**Written request**.
Report how many lines contain "components", with no other words.

**Source data**.
________

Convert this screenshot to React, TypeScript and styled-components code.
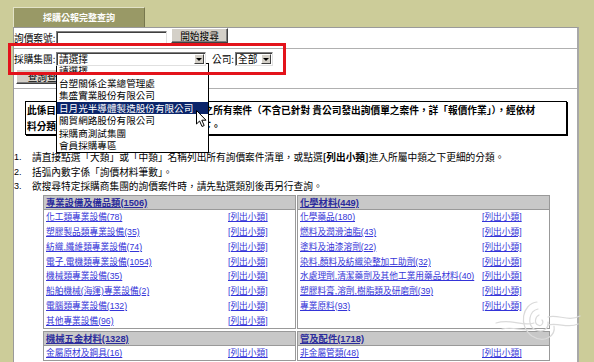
import React from "react";
import styled, { createGlobalStyle } from "styled-components";

const GlobalStyle = createGlobalStyle`
  html, body { margin: 0; padding: 0; background: #cccc99; }
  body { font-family: "Noto Sans CJK TC", "Noto Sans", sans-serif; }
  * { box-sizing: border-box; }
`;

const Page = styled.div`
  position: relative;
  width: 594px;
  height: 362px;
  overflow: hidden;
  background: #cccc99;
  padding: 7px 15px 0 13px;
`;

const Tab = styled.div`
  width: 132px;
  height: 20px;
  background: #999966;
  border-top: 1px solid #e2e2c6;
  border-left: 1px solid #e2e2c6;
  border-right: 1px solid #77774d;
  color: #fff;
  font-weight: 700;
  font-size: 9px;
  display: flex;
  align-items: center;
  justify-content: center;
`;

const Panel = styled.div`
  background: #fff;
  border-top: 1px solid #9a9a9a;
  border-left: 1px solid #9a9a9a;
  border-right: 2px solid #a8a8a8;
  height: 400px;
  font-size: 9.7px;
  color: #000;
`;

const SearchRow = styled.div`
  display: flex;
  align-items: flex-start;
  height: 21px;
  border-bottom: 1px solid #b0b0b0;
`;

const FieldLabel = styled.span<{ $w: number }>`
  width: ${(p) => p.$w}px;
  flex: none;
  line-height: 14px;
  white-space: nowrap;
`;

const TextInput = styled.div`
  width: 111px;
  height: 14px;
  margin-top: 3px;
  background: #fff;
  border-top: 1px solid #808080;
  border-left: 1px solid #808080;
  border-right: 1px solid #e0e0e0;
  border-bottom: 1px solid #e0e0e0;
  box-shadow: inset 1px 1px 0 #404040;
`;

const PushButton = styled.div<{ $w: number; $ml?: number }>`
  width: ${(p) => p.$w}px;
  height: 15px;
  margin-left: ${(p) => p.$ml ?? 0}px;
  background: #d4d0c8;
  border-top: 1px solid #fff;
  border-left: 1px solid #fff;
  border-right: 1px solid #404040;
  border-bottom: 1px solid #404040;
  box-shadow: inset -1px -1px 0 #808080;
  display: flex;
  align-items: center;
  justify-content: center;
  font-size: 9.7px;
  white-space: nowrap;
  overflow: hidden;
`;

const GroupSection = styled.div`
  height: 40px;
  padding-top: 3px;
  border-bottom: 1px solid #b0b0b0;
`;

const SelectLine = styled.div`
  display: flex;
  align-items: center;
  height: 14px;
`;

const ButtonLine = styled.div`
  display: flex;
  margin-top: 3px;
  padding-left: 2px;
`;

const SelectWrap = styled.div`
  position: relative;
`;

const SelectBox = styled.div<{ $w: number }>`
  position: relative;
  z-index: 3;
  width: ${(p) => p.$w}px;
  height: 14px;
  background: #fff;
  border-top: 1px solid #808080;
  border-left: 1px solid #808080;
  border-right: 1px solid #e0e0e0;
  border-bottom: 1px solid #e0e0e0;
  box-shadow: inset 1px 1px 0 #404040;
  display: flex;
  align-items: center;
  padding-left: 2px;
  line-height: 12px;
  font-size: 9.7px;
`;

const SelectText = styled.span`
  flex: 1;
  white-space: nowrap;
`;

const ArrowBtn = styled.span`
  width: 10px;
  height: 10px;
  margin-right: 1px;
  background: #d4d0c8;
  border-top: 1px solid #fff;
  border-left: 1px solid #fff;
  border-right: 1px solid #404040;
  border-bottom: 1px solid #404040;
  display: flex;
  align-items: center;
  justify-content: center;
  &::after {
    content: "";
    border-left: 3px solid transparent;
    border-right: 3px solid transparent;
    border-top: 3px solid #000;
  }
`;

const DropList = styled.div`
  position: absolute;
  z-index: 2;
  left: 0;
  top: 11px;
  width: 153px;
  background: #fff;
  border: 1px solid #000;
  font-size: 9.6px;
`;

const DropItem = styled.div<{ $active?: boolean }>`
  height: 12.5px;
  line-height: 12.5px;
  padding-left: 2px;
  white-space: nowrap;
  background: ${(p) => (p.$active ? "#0a246a" : "#fff")};
  color: ${(p) => (p.$active ? "#fff" : "#000")};
`;

const CompanyLabel = styled.span`
  margin-left: 6px;
  width: 23px;
  line-height: 14px;
`;

const InfoBox = styled.div`
  margin: 12px 10px 0 11px;
  border: 1px solid #000;
  box-shadow: 1px 1px 0 #000;
  padding: 0 1px;
  font-weight: 700;
  line-height: 16px;
  font-size: 9.7px;
  white-space: nowrap;
`;

const NoteList = styled.div`
  margin-top: 15px;
`;

const NoteItem = styled.div`
  display: flex;
  height: 14.5px;
  line-height: 14.5px;
  white-space: nowrap;
`;

const NoteNum = styled.span`
  width: 18px;
  flex: none;
  font-family: "Liberation Sans", sans-serif;
  font-size: 9px;
`;

const Strong = styled.b`
  font-weight: 700;
`;

const CatGrid = styled.div`
  margin: 1px 0 0 29px;
  width: 507px;
  display: grid;
  grid-template-columns: 253px 253px;
  column-gap: 1px;
  row-gap: 2px;
`;

const Card = styled.div`
  border: 1px solid #999;
  display: flex;
  flex-direction: column;
`;

const CardHeader = styled.div`
  height: 14px;
  background: #c8c8c8;
  border-bottom: 1px solid #999;
  padding-left: 2px;
  display: flex;
  align-items: center;
`;

const HeaderLink = styled.a`
  font-family: "Liberation Sans", "Noto Sans CJK TC", sans-serif;
  font-size: 9.3px;
  font-weight: 700;
  color: #2b2b9c;
  text-decoration: underline;
  white-space: nowrap;
`;

const CatRow = styled.div`
  display: grid;
  grid-template-columns: 182px auto;
  height: 14.75px;
  align-items: center;
  padding-left: 2px;
`;

const CatLink = styled.a`
  font-family: "Liberation Sans", "Noto Sans CJK TC", sans-serif;
  font-size: 8.7px;
  color: #3434d8;
  text-decoration: underline;
  white-space: nowrap;
`;

const RedMark = styled.div`
  position: absolute;
  z-index: 10;
  left: 8px;
  top: 43px;
  width: 278px;
  height: 32px;
  border: 3px solid #e3131b;
`;

const Cursor = styled.svg`
  position: absolute;
  z-index: 11;
  left: 196px;
  top: 110px;
`;

const Watermark = styled.svg`
  position: absolute;
  z-index: 5;
  left: 492px;
  top: 296px;
`;

type Cat = { title: string; items: string[] };

const cats: Cat[] = [
  {
    title: "專業設備及備品類(1506)",
    items: [
      "化工類專業設備(78)",
      "塑膠製品類專業設備(35)",
      "紡織,纖維類專業設備(74)",
      "電子,電機類專業設備(1054)",
      "機械類專業設備(35)",
      "船舶機械(海運)專業設備(2)",
      "電腦類專業設備(132)",
      "其他專業設備(96)",
    ],
  },
  {
    title: "化學材料(449)",
    items: [
      "化學藥品(180)",
      "燃料及潤滑油脂(43)",
      "塗料及油漆溶劑(22)",
      "染料,顏料及紡織染整加工助劑(32)",
      "水處理劑,清潔藥劑及其他工業用藥品材料(40)",
      "塑膠料膏,溶劑,樹脂類及研磨劑(39)",
      "專業原料(93)",
    ],
  },
  { title: "機械五金材料(1328)", items: ["金屬原材及鋼具(16)"] },
  { title: "管及配件(1718)", items: ["非金屬管類(48)"] },
];

const groups = [
  "請選擇",
  "台塑關係企業總管理處",
  "集盛實業股份有限公司",
  "日月光半導體製造股份有限公司",
  "關貿網路股份有限公司",
  "採購商測試集團",
  "會員採購專區",
];

export default function App() {
  return (
    <Page>
      <GlobalStyle />
      <Tab>採購公報完整查詢</Tab>
      <Panel>
        <SearchRow>
          <FieldLabel $w={42} style={{ marginTop: 3 }}>詢價案號:</FieldLabel>
          <TextInput />
          <PushButton $w={57} $ml={4}>開始搜尋</PushButton>
        </SearchRow>
        <GroupSection>
          <SelectLine>
            <FieldLabel $w={42}>採購集團:</FieldLabel>
            <SelectWrap>
              <SelectBox $w={150}>
                <SelectText>請選擇</SelectText>
                <ArrowBtn />
              </SelectBox>
              <DropList>
                {groups.map((g, i) => (
                  <DropItem key={g} $active={i === 3}>{g}</DropItem>
                ))}
              </DropList>
            </SelectWrap>
            <CompanyLabel>公司:</CompanyLabel>
            <SelectBox $w={38}>
              <SelectText>全部</SelectText>
              <ArrowBtn />
            </SelectBox>
          </SelectLine>
          <ButtonLine>
            <PushButton $w={62}>查詢查詢</PushButton>
          </ButtonLine>
        </GroupSection>
        <InfoBox>
          此係目前所有開放中且 貴公司可參與報價之所有案件（不含已針對 貴公司發出詢價單之案件，詳「報價作業」），經依材
          <br />
          料分類統計目前各類別之詢價案件數量如下。
        </InfoBox>
        <NoteList>
          <NoteItem>
            <NoteNum>1.</NoteNum>
            <span>
              請直接點選「大類」或「中類」名稱列出所有詢價案件清單，或點選<Strong>[列出小類]</Strong>進入所屬中類之下更細的分類。
            </span>
          </NoteItem>
          <NoteItem>
            <NoteNum>2.</NoteNum>
            <span>括弧內數字係「詢價材料筆數」。</span>
          </NoteItem>
          <NoteItem>
            <NoteNum>3.</NoteNum>
            <span>欲搜尋特定採購商集團的詢價案件時，請先點選類別後再另行查詢。</span>
          </NoteItem>
        </NoteList>
        <CatGrid>
          {cats.map((c) => (
            <Card key={c.title}>
              <CardHeader>
                <HeaderLink>{c.title}</HeaderLink>
              </CardHeader>
              {c.items.map((it) => (
                <CatRow key={it}>
                  <CatLink>{it}</CatLink>
                  <CatLink>[列出小類]</CatLink>
                </CatRow>
              ))}
            </Card>
          ))}
        </CatGrid>
      </Panel>
      <RedMark />
      <Cursor width="12" height="18" viewBox="0 0 12 18">
        <path d="M0.5 0.5 L0.5 14 L3.6 11 L6 16.5 L8.2 15.5 L5.8 10.2 L10 10.2 Z" fill="#fff" stroke="#000" strokeWidth="1" />
      </Cursor>
      <Watermark width="90" height="52" viewBox="0 0 90 52" fill="none">
        <g stroke="#dadada" strokeWidth="1.2" strokeLinecap="round">
          <path d="M4 27 C 20 22, 30 31, 42 27" />
          <path d="M10 33 C 22 30, 32 36, 42 33" />
          <path d="M56 21 C 66 18, 76 26, 88 20" />
          <path d="M56 29 C 66 26, 76 33, 86 28" />
          <path d="M45 6 C 30 8, 26 30, 40 40 C 52 48, 64 40, 62 30" />
          <path d="M46 13 C 37 15, 35 28, 42 33 C 50 38, 57 33, 56 26" />
          <path d="M47 19 C 43 21, 42 27, 46 29 C 50 31, 52 26, 50 24" />
        </g>
      </Watermark>
    </Page>
  );
}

________

**Output of the exercise**.
2